“Before getting in, I spoke with my boys and told them that this game is going to define our character and attitude on the field no matter if we defend or not.”

Those were Shreyas Iyer’s words after the game and despite nearly pulling off a coup defending a low score of 128, his words could not have rung truer.

In the end, the result may have looked inevitable but the fact that they managed to push an RCB side, who posted 205/2 on the same surface three nights ago, to the last over spoke about nerves of steel and a never-say-die attitude that defined characters on a two-paced surface.

And nobody quite spearheaded that approach better than Andre Russell himself. Batting at No. 8, he walked in as early as the tenth over as Wanindu Hasaranga snuffed out the Knight Riders’ middle order. He soon lost his partner at the other end, Sam Billings, two overs later but continued to play his shots.

He first slapped a hard-length ball from Mohammad Siraj through cover for a boundary and muscled Hasaranga wide over long-on for his first maximum of the night. Sensing a key match-up, the RCB skipper, Faf du Plessis, brought Shahbaz Ahmed, the left-arm spinner, into the attack to turn the ball away from his hitting arc.

But Russell sunk his teeth into his length deliveries to dispatch him over deep midwicket and later over long off boundary for another two sixes. Russell now has the fewest balls - 6.6 - per six amongst all batters to have hit minimum 50 sixes in the IPL. The next highest on the list features his former West Indian team mate Chris Gayle who hit a six every 9.3 deliveries.

Later on, he came on to bowl the final over needing to defend seven despite sore shoulders.

"In low scoring games it's going to be sort of finite moments which determine success and failure,” head coach Brendon McCullum said after the game. “So I think we back all of our players in those big moments. Unfortunately it's not always going to come off.

“Dre [Russell] had run around the boundary and dived and to stop that boundary for us which was fantastic. Unfortunately he just picked up a little bit of a bump, which made his shoulders a little bit sore. But Dre being Dre he still wanted to try and get the job done and he wasn't quite able to, but look those are things which happen in low scoring games as well.”

But where an alternative approach would have been to be circumspect in the middle overs, the Knight Riders employed an aggressive approach to get a move on and target the shorter boundaries, in line with McCullum’s prescribed approach.

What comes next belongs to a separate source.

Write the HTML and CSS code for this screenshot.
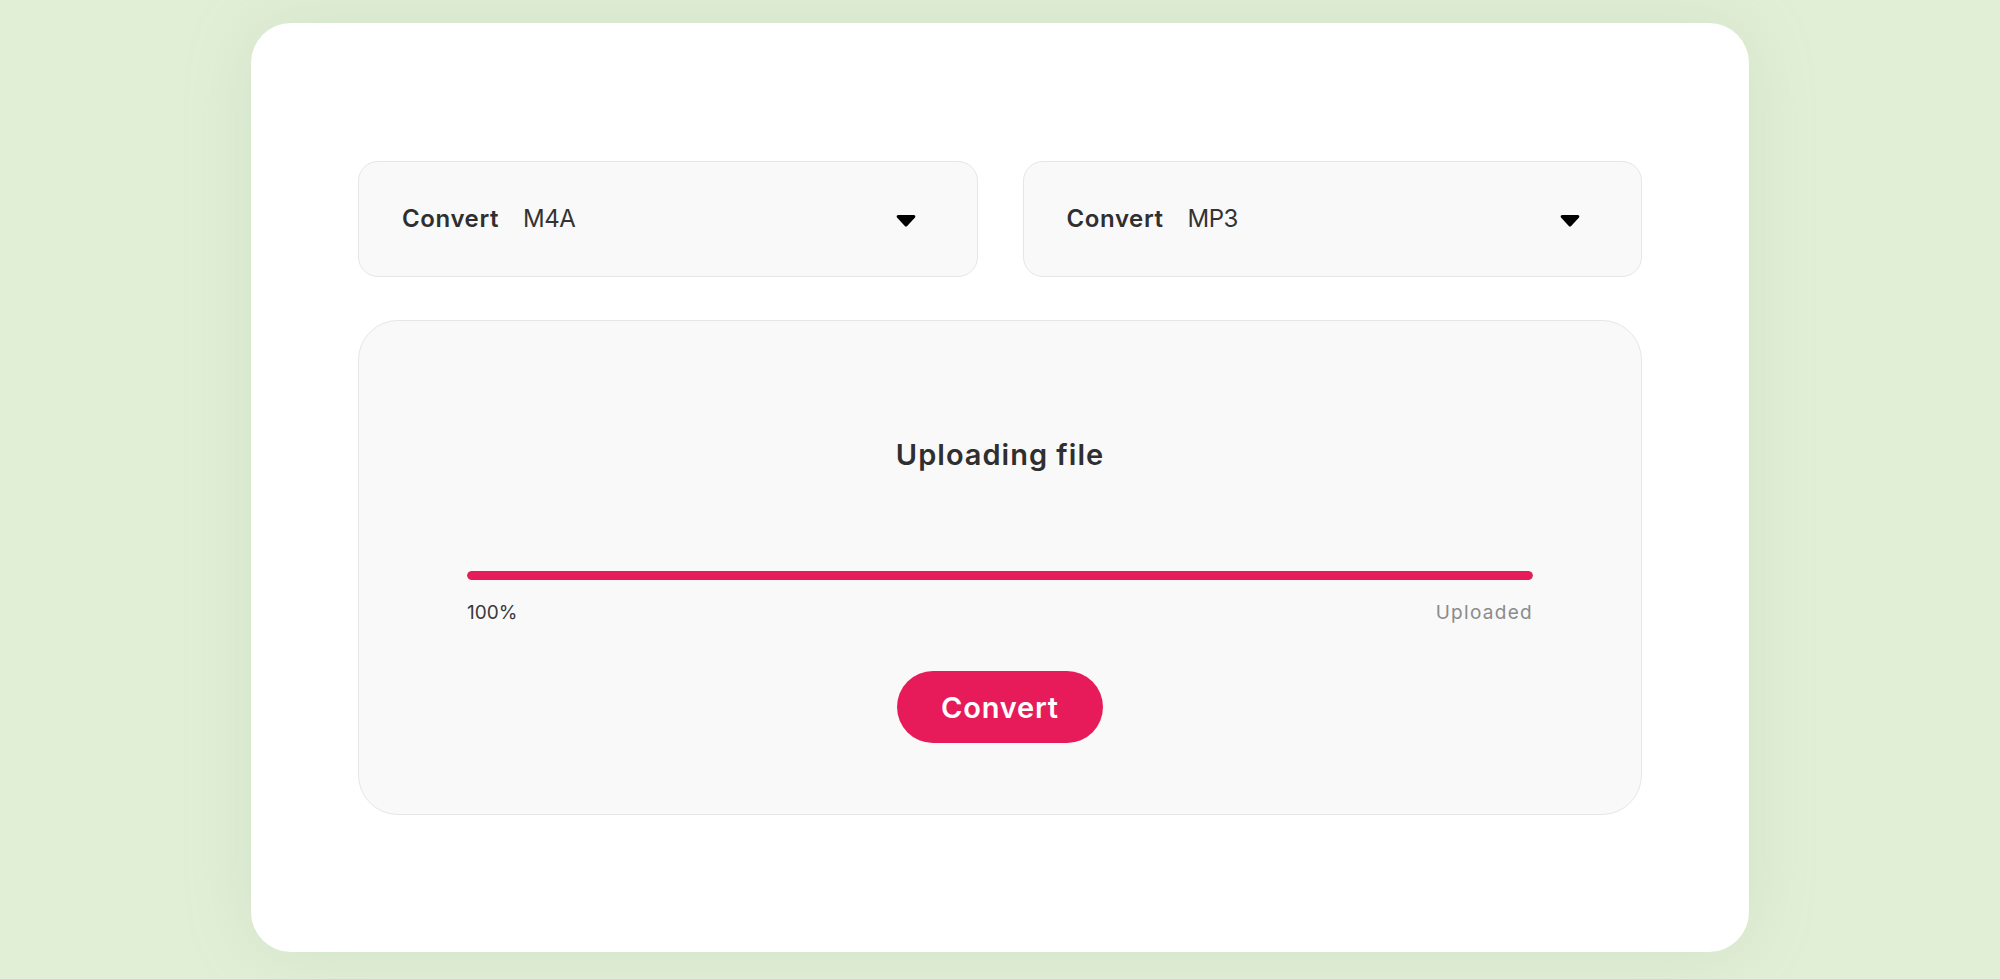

"I actually loved the intent to be honest, I thought the intent was great," McCullum said. "You back the fact that you are playing the extra better and you are playing a long batting lineup. You don't anticipate getting bowled out obviously. Honestly I felt like we didn't have a lot of luck today. To be honest, every time we sort of went for the aggressive option, we seemed to find a fielder or things didn't quite go our way. So that can happen sometimes as well.

"But I want us to continue to keep that in the team because that's what served this side so well last year. And I think you know the way we've set our team up with the auction, the players that we picked that suits them as well. Sometimes you get to go a little bit too hard. But now we know where the line is and if we can add a little bit of craft with the wickets we're coming up against and look to use the bounce as our friend rather than our foe then I think it gives us a good chance. But not quite enough runs but I was pleased with the intent. Little bit of luck and things could have been different," he added.

Defending 128 on a surface that had extra bounce to be exploited and early wickets to be taken to stay in the hunt, Umesh Yadav, who earlier scored a crucial 12-ball 18, made the initial breakthroughs sending back Anuj Rawat for a duck in the first over and later drawing the edge of Virat Kohli in the third over.

“Umesh Yadav has been simply outstanding to be honest,” McCullum said. “I was lucky enough to play with Umesh when I was still back playing the game and I knew back then how good a bloke he was. His brief was to try and take wickets for us and if he goes for a few runs, we don’t kind of care. We just want his mentality to attack and he’s done, in the two games, more than what we could have asked for.

“He’s done a wonderful job and hopefully that continues. He’s closer to the end of his career than the start but he’s incredibly fit, very, very driven and we see him as a huge asset for us particularly in the early stages of the tournament with the ball seaming and swinging the way it is.”

The boys in Purple and Gold face a quick turnaround as they take on Punjab Kings on Friday night at the Wankhede Stadium in Mumbai, the scene of victory in the tournament opener.